Bernardo Braga Rionda, 1875-1960.
Records, 1891-1953
(bulk 1901-1953)
3.5 linear ft. (10
vols., 8 boxes)
Bernardo Braga Rionda,
the third child of José Braga y Diaz and Bibiana Rionda y Polledo,
was born in the town of Noreña in the Spanish province of Asturias
in 1875. He came to the United States sometime around 1886, several
years after the death of his mother. Like so many nephews before
and after him, Braga was placed under the care of his uncle, Manuel Rionda
y Polledo, and educated in the Abbott School in Farmington, Maine.
He later graduated from the Packard Business School.
In 1900, Braga joined
the firm of Gillespie Bros. where he created an export department to do
business in Cuba. He was asked to establish an export department
at Czarnikow, MacDougall the next year. Czarnikow, MacDougall's Export
Department grew quickly. In addition to supplies and provisions for
sugar mills, the Export Department also served as a sales agent in Cuba
for several American companies. Braga was later transferred to the
Sugar Department and was appointed a vice president in the Czarnikow-Rionda
Company. He rose to executive vice president and assumed the presidency
and chairmanship of the company when Manuel Rionda died in September, 1943.
Braga relinguished the presidency to his eldest son, George Atkinson Braga,
in 1950. A series of strokes in 1954 ended his career. He died
on December 23, 1960.
Bernardo Braga was
married to Margaret (Maud) O'Reilly Atkinson (d. 1922) in 1903. (See
Series 17 for her papers.) George Braga was born in 1904 and another
son, Bernardo Rionda Braga, was born in 1911. He remarried to Helen
Wright in 1923.
Bernardo Braga's records
and papers are divided into three parts: letterbooks, subject files, and
autobiographical notes. The first part consists of ten letterbooks
containing copies of his letters. The earliest letterbook is dated
1891-1896 and consists of personal letters to his grandfather, aunts and
uncles, and his sister, Josefa. Many of the letters are illegible
or difficult to read; all but a few are in Spanish. This letterbook
is followed by eight business letterbooks documenting his tenure as head
of the Export Department from 1901 to 1910. In addition to copies
of his letters, these letterbooks also contain letters from the Export
Department written to him dur-ing his trips to Cuba. The remaining
letterbook in the series covers the years 1920-1922 and was found with
other documents that had been pulled for a 1936 court case. (See Series
10 for further information.)
The second part of
Series 8 consists of fragments of Braga's subject files. The earliest
records cover the period 1915-1926 and appear to have been part of a file
for incoming mail. These were originally filed by year and then alphabetically
by subject. Many of the annual files are missing. The years
documented under each file heading are noted on the contents list.

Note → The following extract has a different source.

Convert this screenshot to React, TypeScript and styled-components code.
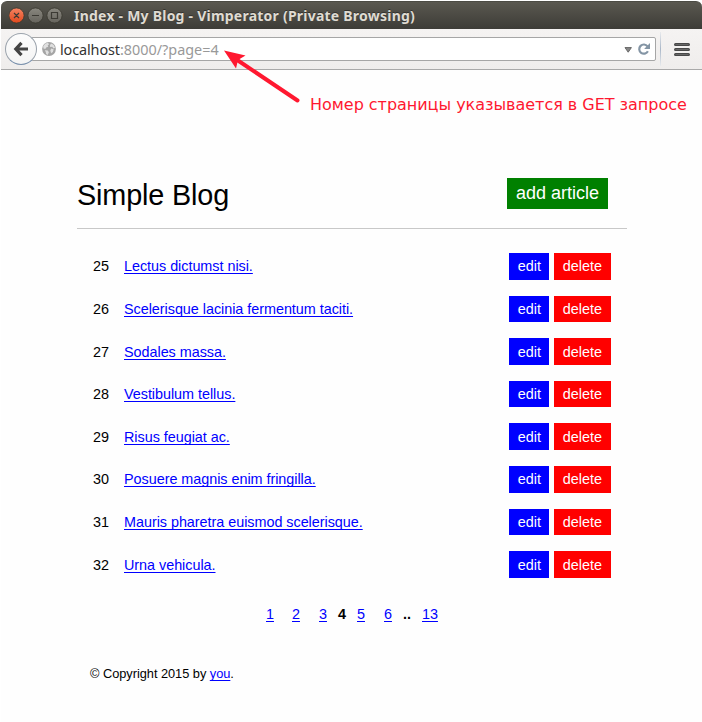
import React from "react";
import styled, { createGlobalStyle } from "styled-components";

const GlobalStyle = createGlobalStyle`
  * { box-sizing: border-box; }
  body { margin: 0; background: #fff; }
`;

const Window = styled.div`
  position: relative;
  width: 702px;
  height: 722px;
  padding: 1px 0 0 1px;
  overflow: hidden;
  background: #fff;
  font-family: "Liberation Sans", Arial, sans-serif;
`;

const TitleBar = styled.header`
  display: flex;
  align-items: center;
  height: 28px;
  padding-left: 8px;
  border-radius: 6px 6px 0 0;
  background: linear-gradient(#5a5850, #3d3c37);
  border-top: 1px solid #4c4b44;
`;

const WindowControls = styled.svg`
  display: block;
  flex: none;
`;

const WindowTitle = styled.span`
  margin-left: 11px;
  font: bold 14px/20px "Noto Sans", sans-serif;
  letter-spacing: 0.23px;
  white-space: nowrap;
  color: #dfdbd2;
  text-shadow: 0 -1px 0 #33322e;
`;

const NavBar = styled.nav`
  display: flex;
  align-items: center;
  height: 41px;
  padding-left: 4px;
  background: linear-gradient(#f5f3f2, #efedec);
  border-bottom: 1px solid #a9a9a9;
`;

const BackButton = styled.button`
  z-index: 1;
  display: flex;
  align-items: center;
  justify-content: center;
  flex: none;
  width: 32px;
  height: 32px;
  padding: 0;
  border: 1px solid #9ba3ac;
  border-bottom-color: #7990ac;
  border-radius: 50%;
  background: linear-gradient(#fcfcfc, #f4f4f4);
`;

const AddressBar = styled.div`
  display: flex;
  align-items: center;
  width: 625px;
  height: 24px;
  margin-left: -6px;
  padding: 0 4px 0 10px;
  border: 1px solid #a6a6a6;
  border-radius: 2px;
  background: #fff;
`;

const Address = styled.span`
  flex: 1;
  margin: 1px 0 0 4px;
  font: 14.4px/20px "Noto Sans", sans-serif;
  color: #999;
`;

const Host = styled.span`
  color: #333;
  letter-spacing: -0.1px;
`;

const Separator = styled.div`
  width: 1px;
  height: 34px;
  margin: 0 13px 0 4px;
  background: linear-gradient(#e8eaed, #aab7c8 50%, #e8eaed);
`;

const Page = styled.main`
  height: 652px;
  padding: 108px 75px 0 76px;
  background: #fefefe;
  color: #000;
`;

const PageHeader = styled.div`
  display: flex;
  justify-content: space-between;
  align-items: flex-start;
  height: 51px;
  padding-right: 19px;
  border-bottom: 1px solid #c8c8c8;
`;

const Heading = styled.h1`
  margin: 0;
  font-size: 28.8px;
  font-weight: 400;
  line-height: 34px;
  letter-spacing: -0.15px;
`;

const Action = styled.button<{ $color: string; $large?: boolean }>`
  height: ${(p) => (p.$large ? 31 : 26.6)}px;
  padding: 0 9px;
  border: 0;
  background: ${(p) => p.$color};
  color: #fff;
  font: ${(p) => (p.$large ? "18px" : "14.4px")} "Liberation Sans", Arial, sans-serif;
  white-space: nowrap;
`;

const EditAction = styled(Action)`
  width: 40px;
  padding: 0 0 0 1px;
`;

const Articles = styled.ul`
  margin: 24px 16px 0;
  padding: 0;
  list-style: none;
`;

const Article = styled.li`
  display: flex;
  align-items: center;
  height: 26.6px;
  margin-bottom: 16.02px;
  font-size: 14.4px;
`;

const Num = styled.span`
  width: 31px;
`;

const Link = styled.a`
  color: #0000ff;
  letter-spacing: -0.035px;
  text-decoration: underline;
  text-decoration-thickness: 1px;
  text-underline-offset: 2px;
  text-decoration-skip-ink: none;
`;

const Actions = styled.div`
  display: flex;
  gap: 5px;
  margin-left: auto;
`;

const Pagination = styled.nav`
  display: grid;
  grid-template-columns: 26px 27px 19px 19px 27px 19px 19px 18px;
  margin: 27.2px 0 0 189px;
  font-size: 14.4px;
  line-height: 18px;
`;

const Footer = styled.footer`
  margin: 43px 0 0 13px;
  font-size: 12.8px;
  line-height: 16px;
  letter-spacing: -0.03px;
`;

const Annotation = styled.div`
  position: absolute;
  left: 310px;
  top: 95px;
  font: 16px/20px "DejaVu Sans", sans-serif;
  letter-spacing: -0.025px;
  white-space: nowrap;
  color: #ff1830;
`;

const Arrow = styled.svg`
  position: absolute;
  left: 220px;
  top: 46px;
  z-index: 2;
`;

const articles = [
  { id: 25, title: "Lectus dictumst nisi." },
  { id: 26, title: "Scelerisque lacinia fermentum taciti." },
  { id: 27, title: "Sodales massa." },
  { id: 28, title: "Vestibulum tellus." },
  { id: 29, title: "Risus feugiat ac." },
  { id: 30, title: "Posuere magnis enim fringilla." },
  { id: 31, title: "Mauris pharetra euismod scelerisque." },
  { id: 32, title: "Urna vehicula." },
];

const pages = ["1", "2", "3", "4", "5", "6", "..", "13"];

export default function App() {
  return (
    <Window>
      <GlobalStyle />
      <TitleBar>
        <WindowControls width="54" height="18" viewBox="0 0 54 18">
          <defs>
            <linearGradient id="close" x2="0" y2="1">
              <stop stopColor="#f58463" />
              <stop offset="1" stopColor="#e0481c" />
            </linearGradient>
            <linearGradient id="plain" x2="0" y2="1">
              <stop stopColor="#89877f" />
              <stop offset="1" stopColor="#66645d" />
            </linearGradient>
          </defs>
          <circle cx="7.5" cy="8.5" r="7.6" fill="url(#close)" stroke="#38372f" strokeWidth=".8" />
          <circle cx="26.5" cy="8.5" r="7.6" fill="url(#plain)" stroke="#38372f" strokeWidth=".8" />
          <circle cx="45.5" cy="8.5" r="7.6" fill="url(#plain)" stroke="#38372f" strokeWidth=".8" />
          <path d="m5 6 5 5m0-5-5 5M23 8.5h7M42.5 5.5h6v6h-6z" fill="none" stroke="#3c3a34" strokeWidth="1.2" />
        </WindowControls>
        <WindowTitle>Index - My Blog - Vimperator (Private Browsing)</WindowTitle>
      </TitleBar>
      <NavBar>
        <BackButton aria-label="Back">
          <svg width="16" height="16" viewBox="0 0 16 16">
            <path d="M8.5 1.8 2.8 8l5.7 6.2M3 8h12" fill="none" stroke="#444" strokeWidth="3.2" />
          </svg>
        </BackButton>
        <AddressBar>
          <svg width="14" height="14" viewBox="0 0 14 14">
            <circle cx="7" cy="7" r="6.9" fill="#a5a5a5" />
            <path d="m1.2 4.2 2-2.5 2.6-.9 1.4 1.4-1.5 1.1.5 1.4-2 .7-.9 1.5-1.8-.5zM9 1.5l2.5 1.2 1.6 3-1.7.7-1.2-1.6-2 .3-.3-1.7zM2.8 8.3l2.9.3 1.2 1.7-1.2 2.8-1.6-1.1-.3-2.1zM9.2 6.5l2.5.8-.8 2.6-1.8 1.3-.8-2.7z" fill="#e0e0e0" />
          </svg>
          <Address><Host>localhost</Host>:8000/?page=4</Address>
          <svg width="28" height="14" viewBox="0 0 28 14">
            <path d="M2 5.6h6.4L5.2 10.2z" fill="#888" stroke="#666" />
            <path d="M24.9 9.3a4.6 4.6 0 1 1-.4-5" fill="none" stroke="#8495a5" strokeWidth="2.2" />
            <path d="M27 1v5.9h-5.9z" fill="#8495a5" />
          </svg>
        </AddressBar>
        <Separator />
        <svg width="16" height="13" viewBox="0 0 16 13">
          <path d="M1.5 1.5h13m-13 5h13m-13 5h13" stroke="#484848" strokeWidth="3" strokeLinecap="round" />
          <path d="M1.5 1.5h13m-13 5h13m-13 5h13" stroke="#666" strokeWidth="1" />
        </svg>
      </NavBar>
      <Page>
        <PageHeader>
          <Heading>Simple Blog</Heading>
          <Action $color="#008000" $large>add article</Action>
        </PageHeader>
        <Articles>
          {articles.map(({ id, title }) => (
            <Article key={id}>
              <Num>{id}</Num>
              <Link>{title}</Link>
              <Actions>
                <EditAction $color="#0000ff">edit</EditAction>
                <Action $color="#ff0000">delete</Action>
              </Actions>
            </Article>
          ))}
        </Articles>
        <Pagination>
          {pages.map((page) =>
            page === "4" || page === ".." ? (
              <b key={page}>{page}</b>
            ) : (
              <span key={page}><Link>{page}</Link></span>
            )
          )}
        </Pagination>
        <Footer>© Copyright 2015 by <Link>you</Link>.</Footer>
      </Page>
      <Arrow width="82" height="58" viewBox="0 0 82 58">
        <path d="M15 12.5 77.5 54.5" stroke="#ff1830" strokeWidth="4" strokeLinecap="round" />
        <path d="M4 4.5 25.5 9.5 18 14 16 22.5z" fill="#ff1830" />
      </Arrow>
      <Annotation>Номер страницы указывается в GET запросе</Annotation>
    </Window>
  );
}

The files for 1915-1926 contain incoming mail, reports, minutes of meetings,
financial statements, and copies of letters routed to Braga. The
remaining files are believed to be files selected by Braga's son, George
Atkinson Braga, as research materials for his memoire, "A bundle of relations".
They contain the same types of records as the earlier files, but also include
copies of Braga's letters. The files have been divided into two time
periods: 1927-1943, when Braga was still a vice president in Czarnikow-Rionda,
and 1944-1953, the years that Braga led the company. These last files
represent the only documen-tation from the president's office during his
tenure. Although the records are few in number, they shed considerable
light on conflicts within the company and provide some evidence of the
company's ef-forts to recover its standing in the trade after the collapse
of the sugar market in the 1920s and 1930s.
The third part of this
series consists of autobiographical materials in which Braga reflects on
his youth in Spain and the United States and his years with the firm.
The text is undated, but reference to Manuel Enrique Rionda's death (in
1950) indicate that it was written between 1950 and 1954.
There are also a few
miscellaneous items that do not pertain to any of the three parts.
These have been placed at the beginning of box 1 and are listed in the
contents list.
The materials in this
series--with the exception of the 1920-1922 letterbook-- were donated to
the Libraries by members of the Braga family in 1993.